Many of the free services that run through of the Internet work on the principle that you are willing to give up some personal information in return for access to their product.  Data Brokers trade in this business.  They buy up data, aggregate the records and sell it on; probably for later use in sales or marketing.  Laws such as GDPR encourage data anonymisation but if sufficient details can be gathered about an individual they can be identified.  This is legitimate big business; the UK player Databroker assumes a buyer spend in the range of £500 to £10,000.   The original data can be scraped from websites and mobile applications.  It can also be legitimately sold by the original gatherer providing that appropriate privacy conditions have been met.   While these examples are open and above board there are less reputable dealers SPAMing offers of data lists and an illegal trade in data destined for hacking and ransomware attacks.

Information about business decision makers or high spenders is of greater value to both the legitimate and criminal data broker.  The criminal will also be interested in information linked to system administration.  People involved in these areas need to be particularly aware of what data they share.  System administration staff should always be cautious but company decision makers and their support staff need to be equally careful.  Some decisions need to be made at the corporate rather than individual level.  A marketing email is more likely to be seen if sent to a named individual and better still if that individual is the relevant decision maker.  SPAM emails may use hacked or spoofed credentials to fool the recipient that these requests are from a user within the corporation or from a trusted supplier.  A company web or social media profile appears more approachable if named individuals are disclosed but this provides free contact information to the data broker.  An ‘info’ or ‘contact_us’ email in publicity exposes fewer personal details.  Most corporate emails follow some sort of ‘name@’ format so data collectors can guess derived emails with relative ease.  The individual’s SPAM filter cannot be relied upon to either filter all SPAM or send some important traffic to the wrong folder.  SPAM checker services allow senders to check the vulnerability of their messages before sending them.

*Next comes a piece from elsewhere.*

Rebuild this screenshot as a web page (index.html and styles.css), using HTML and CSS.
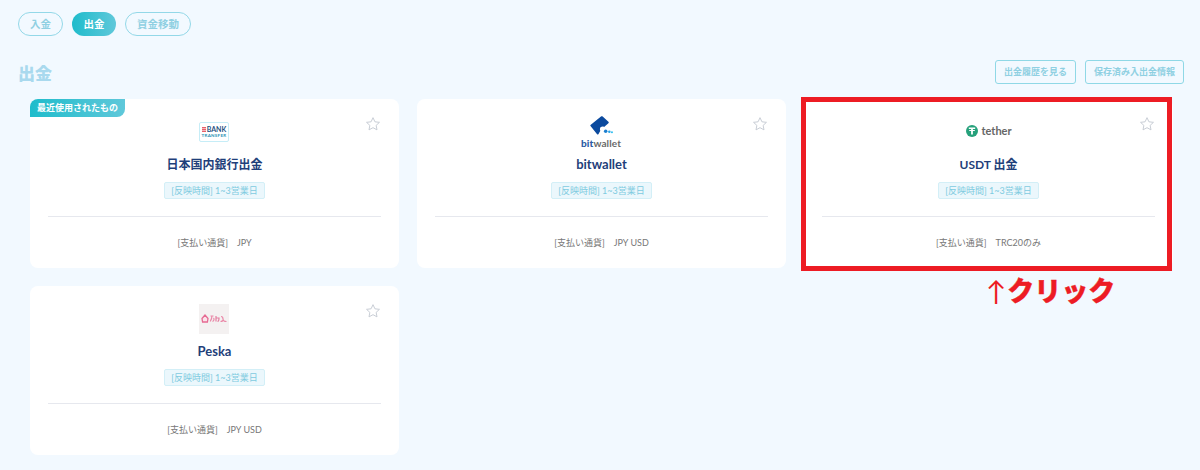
FILE: index.html
```html
<!DOCTYPE html>
<html lang="ja">
<head>
    <meta charset="UTF-8">
    <meta name="viewport" content="width=device-width, initial-scale=1.0">
    <title>出金</title>
    <link rel="stylesheet" href="styles.css">
</head>
<body>
    <div class="tabs">
        <a class="tab">入金</a>
        <a class="tab active">出金</a>
        <a class="tab">資金移動</a>
    </div>

    <div class="page-head">
        <h1>出金</h1>
        <div class="head-btns">
            <a class="head-btn">出金履歴を見る</a>
            <a class="head-btn">保存済み入出金情報</a>
        </div>
    </div>

    <div class="cards">
        <div class="card">
            <span class="recent">最近使用されたもの</span>
            <svg class="star" viewBox="0 0 24 24"><path d="M12 2.5l2.9 6.2 6.8.8-5 4.6 1.3 6.7-6-3.3-6 3.3 1.3-6.7-5-4.6 6.8-.8z"/></svg>
            <div class="logo">
                <div class="bank-logo">
                    <div class="bank-top"><i class="bank-flag"></i><b>BANK</b></div>
                    <b class="bank-sub">TRANSFER</b>
                </div>
            </div>
            <h2>日本国内銀行出金</h2>
            <span class="time">[反映時間] 1~3営業日</span>
            <div class="pay"><span>[支払い通貨]</span><span>JPY</span></div>
        </div>

        <div class="card">
            <svg class="star" viewBox="0 0 24 24"><path d="M12 2.5l2.9 6.2 6.8.8-5 4.6 1.3 6.7-6-3.3-6 3.3 1.3-6.7-5-4.6 6.8-.8z"/></svg>
            <div class="logo">
                <div class="bw-logo">
                    <svg viewBox="0 0 22 18" width="23" height="19">
                        <path d="M.5 8.5L10.5.5c.5-.4 1.100-.4 1.600 0l5.500 4.900c.5.4.5 1 0 1.400L13.500 10.500c-1.500-1-3.800-.2-4 1.800-.1.800.1 1.400.4 1.800L8 17.300c-.4.300-.8.300-1.200 0L.5 9.500c-.3-.3-.3-.7 0-1z" fill="#0b4a9e"/>
                        <circle cx="15" cy="14.5" r="1.700" fill="#1c7fd0"/>
                        <circle cx="18.5" cy="15" r="1.200" fill="#2aa5e8"/>
                        <circle cx="21" cy="15.500" r="1" fill="#35c0f0"/>
                    </svg>
                    <div class="bw-text"><b>bit</b>wallet</div>
                </div>
            </div>
            <h2 class="latin">bitwallet</h2>
            <span class="time">[反映時間] 1~3営業日</span>
            <div class="pay"><span>[支払い通貨]</span><span>JPY USD</span></div>
        </div>

        <div class="card">
            <svg class="star" viewBox="0 0 24 24"><path d="M12 2.5l2.9 6.2 6.8.8-5 4.6 1.3 6.7-6-3.3-6 3.3 1.3-6.7-5-4.6 6.8-.8z"/></svg>
            <div class="logo">
                <div class="tether-logo">
                    <svg viewBox="0 0 12 12" width="12" height="12">
                        <circle cx="6" cy="6" r="6" fill="#26a17b"/>
                        <path d="M2.800 2.600h6.400v1.500H6.900v1h1.900v1H6.900v3.300H5.100V6.100H3.200v-1h1.900v-1H2.800z" fill="#fff"/>
                    </svg>
                    <span>tether</span>
                </div>
            </div>
            <h2>USDT 出金</h2>
            <span class="time">[反映時間] 1~3営業日</span>
            <div class="pay"><span>[支払い通貨]</span><span>TRC20のみ</span></div>
            <div class="callout"></div>
            <div class="click-note"><span class="arrow">↑</span><b>クリック</b></div>
        </div>

        <div class="card">
            <svg class="star" viewBox="0 0 24 24"><path d="M12 2.5l2.9 6.2 6.8.8-5 4.6 1.3 6.7-6-3.3-6 3.3 1.3-6.7-5-4.6 6.8-.8z"/></svg>
            <div class="logo">
                <div class="peska-logo">
                    <svg viewBox="0 0 26 9" width="26" height="9">
                        <path d="M1 4.500L4 1l3 3.500-.6 3.500H1.600z" fill="#fbe3ea" stroke="#e66a93" stroke-width="1.300"/>
                        <path d="M9.500 2h3M11 1.500c0 2-.5 4-1.800 6M12.500 4c1 1 .5 3-1 3.500" fill="none" stroke="#ea88a8" stroke-width="1.200"/>
                        <path d="M15 2v5.500M15 4h3c0 2 0 3.500-1.500 3.500" fill="none" stroke="#e47ea0" stroke-width="1.200"/>
                        <path d="M20 2.500c1.500 0 2 1 2 2.500s1 2.500 3.500 2.500M19.500 7.500c1 0 2-.5 2.500-1" fill="none" stroke="#ea88a8" stroke-width="1.200"/>
                    </svg>
                </div>
            </div>
            <h2 class="latin">Peska</h2>
            <span class="time">[反映時間] 1~3営業日</span>
            <div class="pay"><span>[支払い通貨]</span><span>JPY USD</span></div>
        </div>
    </div>
</body>
</html>
```

FILE: styles.css
```css
* {
    box-sizing: border-box;
}
body {
    margin: 0;
    padding: 12px 16px 0 18px;
    height: 470px;
    overflow: hidden;
    background: #f2f9ff;
    font-family: "Lato", "Noto Sans CJK JP", sans-serif;
}
.tabs {
    display: flex;
    gap: 9px;
}
.tab {
    height: 24px;
    padding: 0 11px;
    line-height: 22px;
    font-size: 10.5px;
    font-weight: 700;
    color: #8fd0e2;
    border: 1px solid #93d8e8;
    border-radius: 12px;
}
.tab.active {
    color: #fff;
    border: none;
    line-height: 24px;
    padding: 0 11.5px;
    background: linear-gradient(90deg, #1fbccb, #5fc8da);
}
.page-head {
    display: flex;
    justify-content: space-between;
    align-items: center;
    height: 26px;
    margin-top: 23px;
}
h1 {
    margin: 0;
    font-size: 17px;
    font-weight: 900;
    color: #a9d9ee;
}
.head-btns {
    display: flex;
    gap: 9px;
}
.head-btn {
    height: 24px;
    padding: 0 8px;
    line-height: 22px;
    font-size: 9px;
    font-weight: 700;
    color: #8fd0e2;
    border: 1px solid #8fd8e6;
    border-radius: 3px;
}
.cards {
    display: grid;
    grid-template-columns: repeat(3, 369px);
    gap: 18px;
    margin-top: 14px;
    margin-left: 12px;
}
.card {
    position: relative;
    height: 169px;
    padding: 0 18px;
    background: #fff;
    border-radius: 8px;
    text-align: center;
}
.recent {
    position: absolute;
    left: 0;
    top: 0;
    width: 95px;
    height: 18px;
    line-height: 18px;
    font-size: 9px;
    font-weight: 700;
    color: #fff;
    background: linear-gradient(90deg, #1fbccb, #5fc8da);
    border-radius: 8px 0 8px 0;
}
.star {
    position: absolute;
    top: 17px;
    right: 18px;
    width: 16px;
    height: 16px;
    fill: none;
    stroke: #c9ced6;
    stroke-width: 1.5;
    stroke-linejoin: round;
}
.logo {
    display: flex;
    justify-content: center;
    align-items: center;
    height: 51px;
    padding-top: 14px;
    padding-right: 1px;
    margin-bottom: 5px;
}
.bank-logo {
    display: flex;
    flex-direction: column;
    justify-content: center;
    align-items: center;
    width: 30px;
    height: 20px;
    background: #fff;
    border: 1px solid #c6edf7;
    border-radius: 2px;
}
.bank-top {
    display: flex;
    align-items: center;
    gap: 1px;
    font-size: 7px;
    color: #1f4f7f;
}
.bank-flag {
    width: 4px;
    height: 5px;
    background: repeating-linear-gradient(180deg, #e8606a 0 1px, #f6b5ba 1px 2px);
}
.bank-sub {
    display: block;
    font-size: 4.5px;
    letter-spacing: 0.3px;
    color: #2b93b5;
}
.bw-logo {
    display: flex;
    flex-direction: column;
    align-items: center;
    margin-top: 2px;
}
.bw-logo svg {
    margin-bottom: 3px;
    margin-left: 2px;
}
.bw-text {
    font-size: 10px;
    line-height: 11px;
    font-weight: 700;
    letter-spacing: 0.1px;
    color: #6a6a6a;
}
.bw-text b {
    color: #2c5ba5;
}
.tether-logo {
    display: flex;
    align-items: center;
    gap: 3px;
    margin-top: -2px;
    margin-left: 2px;
    font-size: 11px;
    font-weight: 700;
    color: #666;
}
.peska-logo {
    display: flex;
    justify-content: center;
    align-items: center;
    width: 30px;
    height: 30px;
    background: #f4f1f1;
}
h2 {
    margin: 0;
    height: 20px;
    line-height: 20px;
    font-size: 12px;
    font-weight: 700;
    color: #1f3f7a;
}
h2.latin {
    line-height: 18px;
    font-size: 13px;
}
.time {
    display: inline-block;
    height: 17px;
    margin-top: 7px;
    padding: 0 6px;
    line-height: 15px;
    font-size: 9px;
    color: #7fcbe0;
    background: #ebf7fc;
    border: 1px solid #d3eff7;
    border-radius: 2px;
}
.pay {
    display: flex;
    justify-content: center;
    gap: 9px;
    height: 52px;
    margin-top: 17px;
    padding-top: 19px;
    line-height: 13px;
    font-size: 9px;
    color: #777;
    border-top: 1px solid #e6e8ee;
}
.callout {
    position: absolute;
    left: -3px;
    right: 1px;
    top: -2px;
    bottom: -3px;
    border: 5px solid #ed1c24;
    pointer-events: none;
}
.click-note {
    position: absolute;
    left: 182px;
    top: 175px;
    display: flex;
    align-items: center;
    white-space: nowrap;
    line-height: 34px;
    font-size: 27px;
    color: #ed1c24;
}
.click-note .arrow {
    font-weight: 400;
    margin-right: 1px;
}
.click-note b {
    font-weight: 900;
    -webkit-text-stroke: 0.4px #ed1c24;
}
```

Reputable data brokers will allow individuals to remove their data from records.  This process has been made easier by GDPR’s right to be forgotten clause.  As this is information that is freely bought and sold the sites of several brokers will need to be accessed and requests made.  Services are available that will do the work over several providers for a fee.  This may be a subscription model as the service assumes that data brokers will gather similar data again from another source and not delete it (as they should have done).